Maimoonah Aid ruled on January 4 that no third party was involved in Nóra’s death.

“It is more probable than not that she died by misadventure, i.e. she had gone out of the Sora House on her own and subsequently got lost in the abandoned palm oil plantation,” the coroner said.

The Quoirin family said they were “utterly disappointed” with the coroner’s verdict. Maimoonah Aid ruled out homicide, natural death, and suicide. She also decided against recording an open verdict, which the Quoirins requested in their submissions.

Physical proof of what happened to Nóra is lacking, the Quoirins say, so no one can be certain about any of the theories put forward.

“An open verdict is the only logical conclusion anyone could come to,” Sebastien said. “It would be a recognition that we cannot know all the answers.

“An open verdict would also go some way to recognising who Nóra actually was, and what she was, and wasn’t, capable of.”

Nóra, aged 15, disappeared from a holiday chalet in the Malaysian jungle on the night of August 3/4, 2019. Her naked body was found next to a stream about two kilometres from the Dusun resort ten days later. Nóra’s parents remain convinced that she was abducted.

After a ten-hour postmortem on Nóra’s body, Malaysian police said there was no evidence of foul play. They said the cause of death was upper gastrointestinal bleeding due to a duodenal ulcer complicated with perforation and the bleeding was most likely caused by prolonged hunger and stress.

Nóra had learning and physical disabilities and attended a school for children with special needs. She was born with holoprosencephaly, a rare congenital condition in which there is incomplete separation of the right and left hemispheres or the brain is smaller than normal, which is what happened with Nóra.

The Quoirins say they learned numerous things during the inquest that bolster the theory that Nóra was abducted.

“The area of jungle searched was relatively small and a large number of highly trained people were involved in that search,” Meabh said. “The area where Nóra was eventually found was, over a ten-day period, searched four times before Nóra died.

“Highly trained personnel were present in the exact spot where Nóra was found just 24 hours before she died, and no trace of human life and activity was discovered at any point.”

Pathologists dated Nóra’s death as two or three days, and not more than four days, before her body was found.

It was suggested during the inquest that Nóra’s body could have been overlooked in undergrowth, but, the Quoirins say, the area where she was found was quite open.

“There wasn’t a great deal of undergrowth in that particular plantation area,” Meabh said.

“Also, Nóra didn’t ever hide; she didn’t know what that meant. She couldn’t play hide and seek. She just didn’t know what that was.

“On those four occasions when the area where she was found was searched, people were calling out her name. It’s impossible to imagine that she was in that area and wouldn’t have heard them, or that she wouldn’t have been seen.”
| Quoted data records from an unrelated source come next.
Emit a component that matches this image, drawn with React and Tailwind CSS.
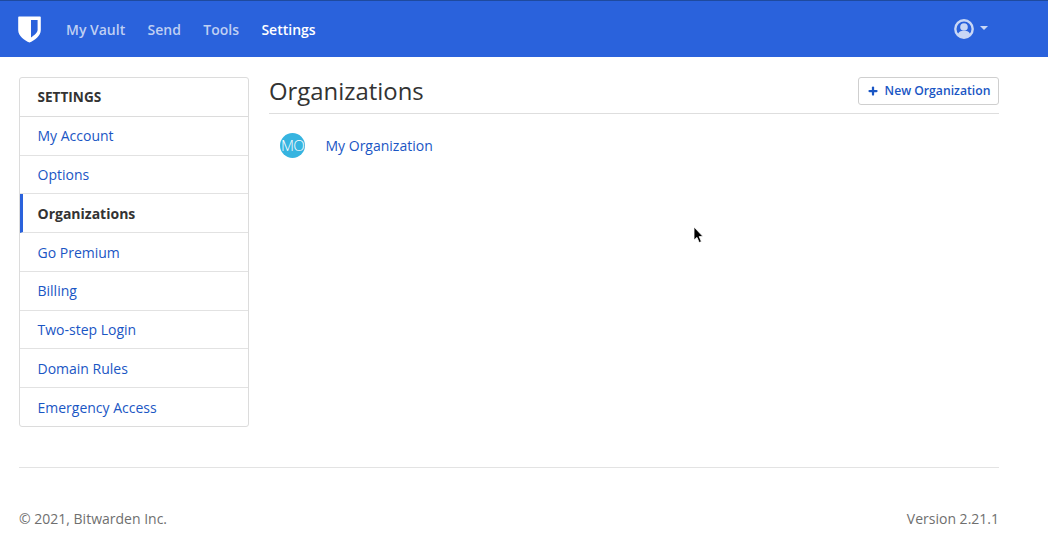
import { Plus } from 'lucide-react';

const NAV = [
  { label: 'My Vault' },
  { label: 'Send' },
  { label: 'Tools' },
  { label: 'Settings', active: true },
];

const MENU = ['My Account', 'Options', 'Organizations', 'Go Premium', 'Billing', 'Two-step Login', 'Domain Rules', 'Emergency Access'];

function Shield() {
  return (
    <svg width="23" height="27" viewBox="0 0 23 27" aria-hidden>
      <path
        fill="#fff"
        fillRule="evenodd"
        d="M1 0.4 H22 Q22.8 0.4 22.8 1.2 V14 C22.8 20 16.5 24.4 11.5 26.6 C6.5 24.4 0.2 20 0.2 14 V1.2 Q0.2 0.4 1 0.4 Z M13 4 V21.4 C16 19.6 19.6 17 19.6 13.8 V4 Z"
      />
    </svg>
  );
}

function UserCircle() {
  return (
    <svg width="20" height="20" viewBox="0 0 20 20" fill="none" aria-hidden>
      <circle cx="10" cy="10" r="8.7" stroke="#c9d7f5" strokeWidth="2.4" />
      <circle cx="10" cy="8" r="3.8" fill="#c9d7f5" />
      <path d="M3.6 16.2 C4.2 13.2 6.2 12 7.6 12 H12.4 C13.8 12 15.8 13.2 16.4 16.2 C14.6 18 12.4 18.8 10 18.8 C7.6 18.8 5.4 18 3.6 16.2 Z" fill="#c9d7f5" />
    </svg>
  );
}

function Cursor() {
  return (
    <svg className="absolute left-[693px] top-[226px]" width="12" height="19" viewBox="0 0 12 19" aria-hidden>
      <path d="M1 1 V14 L4 11.4 L6.2 16.6 L8.4 15.6 L6.2 10.6 H10 Z" fill="#000" stroke="#fff" strokeWidth="0.8" />
    </svg>
  );
}

export default function App() {
  return (
    <div className="relative flex h-[542px] w-[1048px] flex-col overflow-hidden bg-white font-['Open_Sans',sans-serif] text-[14px] text-[#333]">
      <nav className="flex h-[57px] shrink-0 items-center border-t border-t-[#1e4a9e] bg-[#2a62dc] pl-[18px] pr-[60px]">
        <Shield />
        <ul className="ml-[13.8px] flex items-center">
          {NAV.map((item) => (
            <li
              key={item.label}
              className={`px-[11.2px] text-[14px] font-semibold ${item.active ? 'text-white' : 'text-[#bfcff3]'}`}
            >
              {item.label}
            </li>
          ))}
        </ul>
        <div className="ml-auto flex items-center gap-[6px]">
          <UserCircle />
          <span className="mb-[2px] h-0 w-0 border-x-[4.5px] border-t-[4.5px] border-x-transparent border-t-[#c9d7f5]" />
        </div>
      </nav>

      <main className="flex flex-1 items-start gap-[20px] pl-[19px] pr-[49px] pt-[20px]">
        <aside className="w-[230px] shrink-0 overflow-hidden rounded-[3px] border border-[#dcdcdc]">
          <h2 className="flex h-[39px] items-center border-b border-[#dcdcdc] pl-[17.5px] text-[13.6px] font-bold text-[#333]">SETTINGS</h2>
          {MENU.map((item, i) => {
            const current = item === 'Organizations';
            const last = i === MENU.length - 1;
            return (
              <div
                key={item}
                className={`flex items-center text-[14px] ${last ? 'h-[37.96px]' : 'h-[38.72px] border-b border-[#e2e2e2]'} ${
                  current ? 'border-l-[3px] border-l-[#2a62dc] pl-[14.5px] font-bold text-[#333]' : 'pl-[17.5px] text-[#1a56c4]'
                }`}
              >
                {item}
              </div>
            );
          })}
        </aside>

        <section className="min-w-0 flex-1">
          <header className="flex h-[37px] items-start justify-between border-b border-[#dedede]">
            <h1 className="text-[23.9px] leading-[28px] font-normal text-[#333]">Organizations</h1>
            <button className="flex h-[28px] w-[141px] items-center justify-center gap-[6px] rounded-[3px] border border-[#cfcfcf] bg-white text-[12.2px] font-semibold text-[#1a56c4]">
              <Plus size={12} strokeWidth={4.5} />
              New Organization
            </button>
          </header>
          <div className="mt-[19px] flex items-center pl-[11px]">
            <span className="flex h-[25px] w-[25px] items-center justify-center rounded-full bg-[#36b4e0] text-[15px] font-light tracking-[-0.8px] text-white">MO</span>
            <span className="ml-[20.5px] text-[14px] text-[#1a56c4]">My Organization</span>
          </div>
        </section>
      </main>

      <footer className="mx-[19px] mr-[49px] flex h-[75px] shrink-0 items-end justify-between border-t border-[#e3e3e3] pb-[13px] text-[14px] text-[#6f6f6f]">
        <span>© 2021, Bitwarden Inc.</span>
        <span>Version 2.21.1</span>
      </footer>

      <Cursor />
    </div>
  );
}
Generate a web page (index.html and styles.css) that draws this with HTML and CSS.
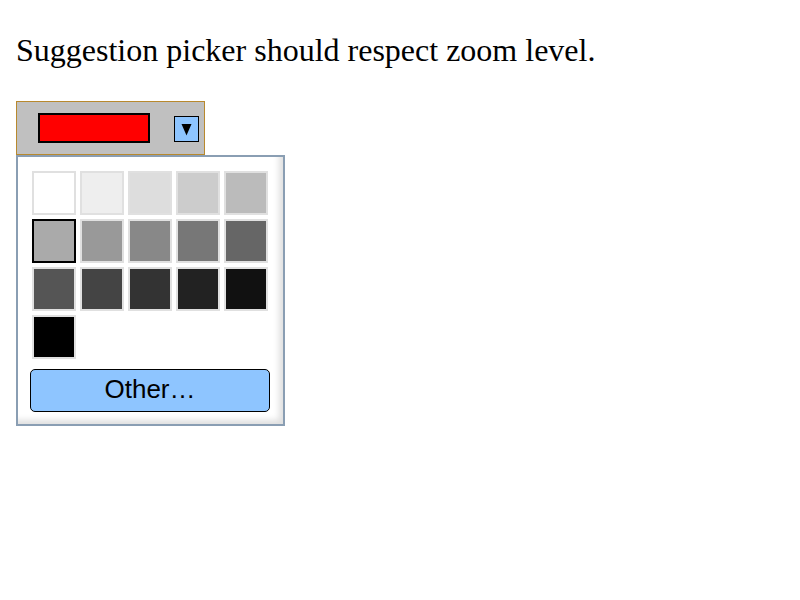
FILE: index.html
```html
<!DOCTYPE html>
<html>
<head>
<meta charset="utf-8">
<link rel="stylesheet" href="styles.css">
</head>
<body>
<p class="title">Suggestion picker should respect zoom level.</p>
<div class="picker">
  <div class="select">
    <span class="value"></span>
    <span class="arrow"><svg width="11" height="13" viewBox="0 0 11 13"><path d="M0.5 1 L10.5 1 L5.5 12.5 Z" fill="#000"/></svg></span>
  </div>
  <div class="popup">
    <div class="swatches">
      <span class="sw" style="background:#fff"></span>
      <span class="sw" style="background:#eee"></span>
      <span class="sw" style="background:#ddd"></span>
      <span class="sw" style="background:#ccc"></span>
      <span class="sw" style="background:#bbb"></span>
      <span class="sw sel" style="background:#aaa"></span>
      <span class="sw" style="background:#999"></span>
      <span class="sw" style="background:#888"></span>
      <span class="sw" style="background:#777"></span>
      <span class="sw" style="background:#666"></span>
      <span class="sw" style="background:#555"></span>
      <span class="sw" style="background:#444"></span>
      <span class="sw" style="background:#333"></span>
      <span class="sw" style="background:#222"></span>
      <span class="sw" style="background:#111"></span>
      <span class="sw" style="background:#000"></span>
    </div>
    <div class="other">Other…</div>
  </div>
</div>
</body>
</html>
```
FILE: styles.css
```css
html {
  margin: 0;
  padding: 0;
}
body {
  margin: 0;
  padding: 16px;
  font-family: "Liberation Serif", serif;
}
.title {
  font-size: 32px;
  margin: 16px 0 32px 0;
  color: #000;
}
.picker {
  width: 269px;
}
.select {
  box-sizing: border-box;
  width: 189px;
  height: 54px;
  border: 1px solid #b8892e;
  background: #c0c0c0;
  display: flex;
  align-items: center;
  padding-left: 21px;
}
.value {
  box-sizing: border-box;
  width: 112px;
  height: 30px;
  border: 2px solid #000;
  background: #ff0000;
  margin-top: -1px;
}
.arrow {
  box-sizing: border-box;
  width: 25px;
  height: 26px;
  margin-left: 24px;
  border: 1px solid #000;
  background: #8ec5ff;
  display: flex;
  align-items: center;
  justify-content: center;
  margin-top: 2px;
}
.arrow svg {
  display: block;
}
.popup {
  box-sizing: border-box;
  width: 269px;
  height: 271px;
  border: 2px solid #8a9eb3;
  background: #fff;
  padding: 14px 13px 12px 12px;
  box-shadow: inset -6px -6px 6px -2px rgba(0, 0, 0, 0.13);
}
.swatches {
  display: grid;
  grid-template-columns: repeat(5, 44px);
  grid-auto-rows: 44px;
  gap: 4px;
  margin-left: 2px;
}
.sw {
  box-sizing: border-box;
  border: 2px solid #e0e0e0;
}
.sw.sel {
  border-color: #000;
}
.other {
  box-sizing: border-box;
  margin-top: 10px;
  width: 240px;
  height: 43px;
  border: 1px solid #000;
  border-radius: 5px;
  background: #8ec5ff;
  font-family: "Liberation Sans", Arial, sans-serif;
  font-size: 26px;
  line-height: 39px;
  text-align: center;
  color: #000;
}
```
All this, the Quoirins say, supports the theory that Nóra was abducted and her body was placed at the spot where it was found by a group of hikers who had volunteered to join the search.

“Nóra also had a very severe ulcer and would have been very weak, so she definitely wasn’t moving across large distances,” Sebastien said.

Also, the Quoirins say, it would have been virtually impossible for Nóra to have made it off the resort premises by herself.

“Nóra never wandered off,” Meabh said. “She always looked to an adult before making any decision. She would never go past a clear boundary like a fence or a gate.

“She would never have left the Dusun resort by the back gate. It would have been very difficult for her to even reach that gate as she would have needed to go through the steepest part of the resort, and to find it in the pitch black would have been impossible.

“Also, none of the sniffer dogs could trace her scent there. And to get from the back gate to the area where she was eventually found is literally impossible.”

None of the detection dogs used in the search for Nóra ever picked up her scent.

The only other possible route by which Nóra might have left the resort was through some broken fencing at the front of the resort, but this would also have been impossible, the Quoirins say.

“It was lacerated fencing,” Meabh said, “and on the other side there was a sheer drop.”

The Quoirins are also certain that Nóra did not leave the Sora House chalet via the lounge window, which had a broken latch and was found open on the morning of August 4.

“Nóra’s fingerprints weren’t found on the window. We know, and the head teacher at her school testified to this, that it was impossible physically, and from a coordination point of view, for her to climb out of that window, not least in the middle of the night,” Meabh said.

Photo issued by the Negeri Sembilan police.

The Quoirins faced linguistic and cultural barriers from the start of the investigation into their daughter’s disappearance.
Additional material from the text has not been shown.